The request: Each line containing the word "page" needs to be copied.
##### Dataset content
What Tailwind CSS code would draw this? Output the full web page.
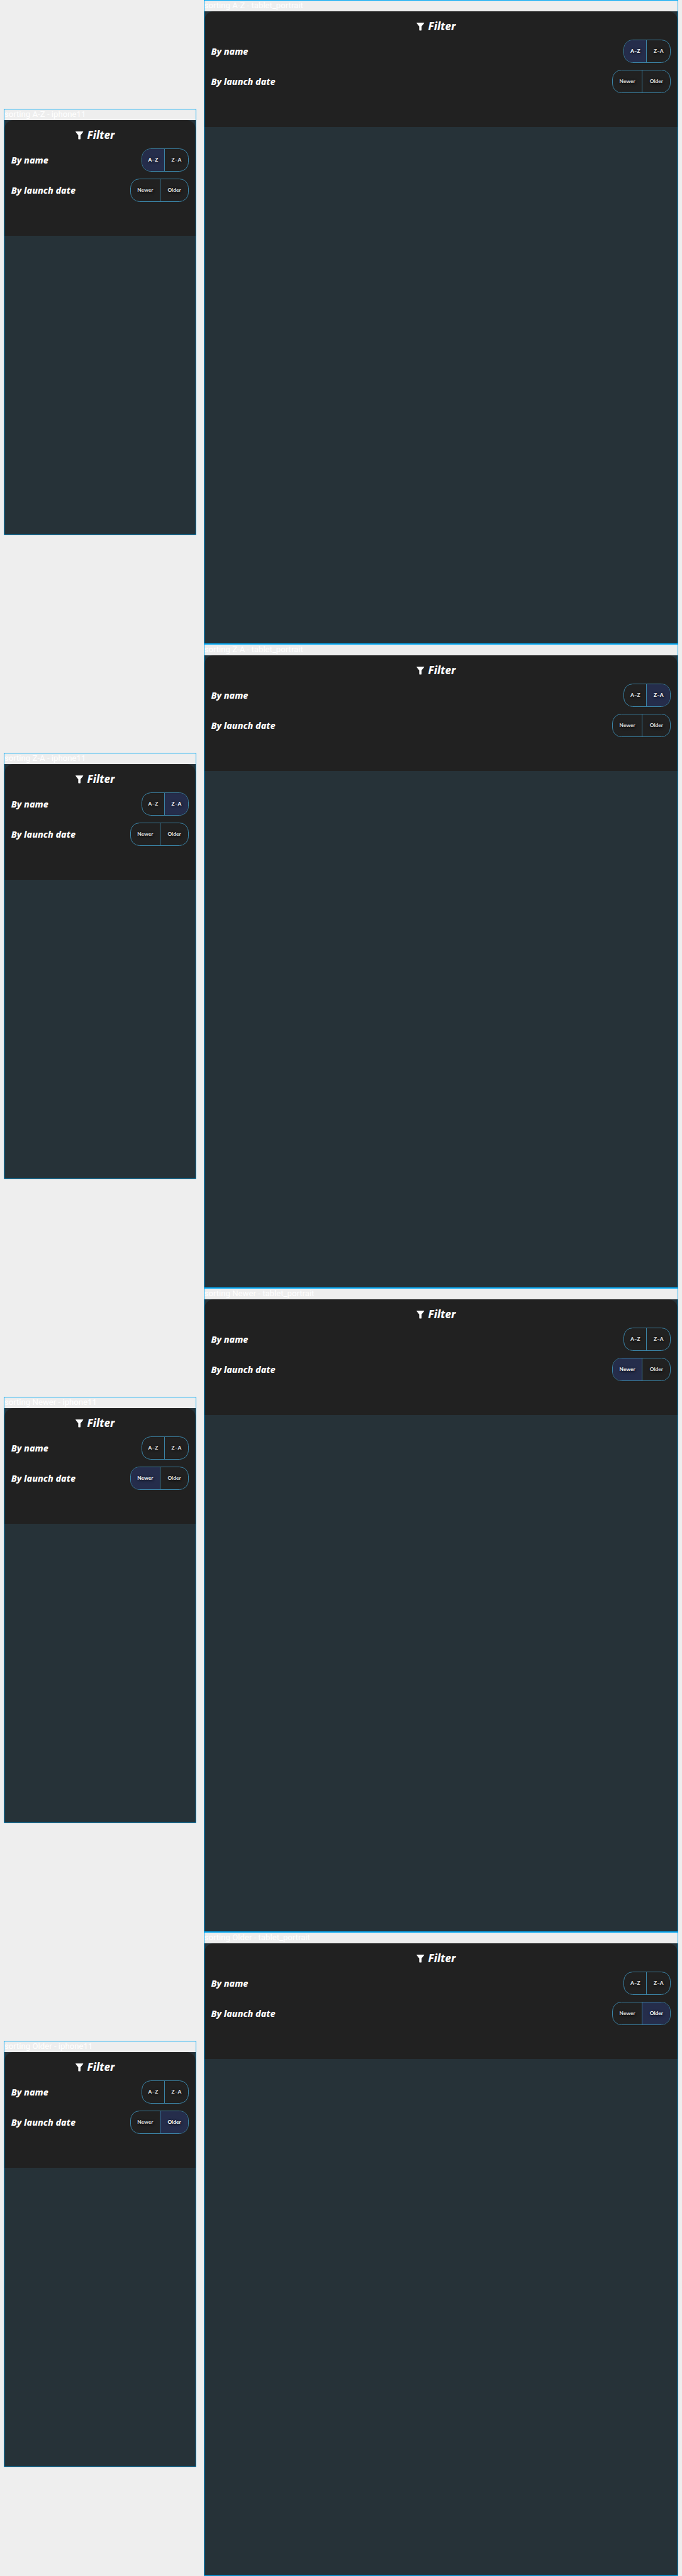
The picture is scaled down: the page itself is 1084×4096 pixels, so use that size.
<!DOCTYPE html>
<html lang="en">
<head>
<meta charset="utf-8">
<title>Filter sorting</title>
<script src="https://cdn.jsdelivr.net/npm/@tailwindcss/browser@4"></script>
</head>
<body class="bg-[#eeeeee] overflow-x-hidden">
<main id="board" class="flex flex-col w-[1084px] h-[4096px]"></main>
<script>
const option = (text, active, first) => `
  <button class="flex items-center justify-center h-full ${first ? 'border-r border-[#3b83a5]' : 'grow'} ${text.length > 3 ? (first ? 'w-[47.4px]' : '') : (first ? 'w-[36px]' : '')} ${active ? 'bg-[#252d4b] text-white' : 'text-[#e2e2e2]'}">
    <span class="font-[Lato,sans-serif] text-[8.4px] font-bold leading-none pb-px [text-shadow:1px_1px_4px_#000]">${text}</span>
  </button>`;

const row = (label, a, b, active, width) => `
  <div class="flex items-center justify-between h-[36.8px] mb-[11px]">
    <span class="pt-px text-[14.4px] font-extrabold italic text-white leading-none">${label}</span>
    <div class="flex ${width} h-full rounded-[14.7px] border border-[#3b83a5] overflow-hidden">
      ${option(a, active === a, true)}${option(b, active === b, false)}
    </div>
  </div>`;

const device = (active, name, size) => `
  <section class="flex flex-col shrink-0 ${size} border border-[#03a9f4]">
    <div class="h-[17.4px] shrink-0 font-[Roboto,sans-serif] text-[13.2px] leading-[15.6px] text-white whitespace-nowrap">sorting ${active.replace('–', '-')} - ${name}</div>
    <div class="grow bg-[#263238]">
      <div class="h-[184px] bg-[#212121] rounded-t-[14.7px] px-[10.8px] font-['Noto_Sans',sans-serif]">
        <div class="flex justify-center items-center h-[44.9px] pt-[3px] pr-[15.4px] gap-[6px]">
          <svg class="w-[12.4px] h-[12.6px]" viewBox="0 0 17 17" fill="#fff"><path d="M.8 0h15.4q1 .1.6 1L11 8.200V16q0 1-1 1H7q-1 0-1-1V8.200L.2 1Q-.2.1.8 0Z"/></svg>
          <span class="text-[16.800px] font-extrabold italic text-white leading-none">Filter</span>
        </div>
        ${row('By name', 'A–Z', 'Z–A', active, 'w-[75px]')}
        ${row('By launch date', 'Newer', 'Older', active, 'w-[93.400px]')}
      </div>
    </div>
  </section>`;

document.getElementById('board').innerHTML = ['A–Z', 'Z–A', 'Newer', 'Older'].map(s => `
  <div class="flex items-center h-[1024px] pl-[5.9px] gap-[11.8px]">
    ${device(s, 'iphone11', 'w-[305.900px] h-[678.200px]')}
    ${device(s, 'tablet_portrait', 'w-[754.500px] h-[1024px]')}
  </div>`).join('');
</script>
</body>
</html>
##########
Response to this exercise:
What Tailwind CSS code would draw this? Output the full web page.
The picture is scaled down: the page itself is 1084×4096 pixels, so use that size.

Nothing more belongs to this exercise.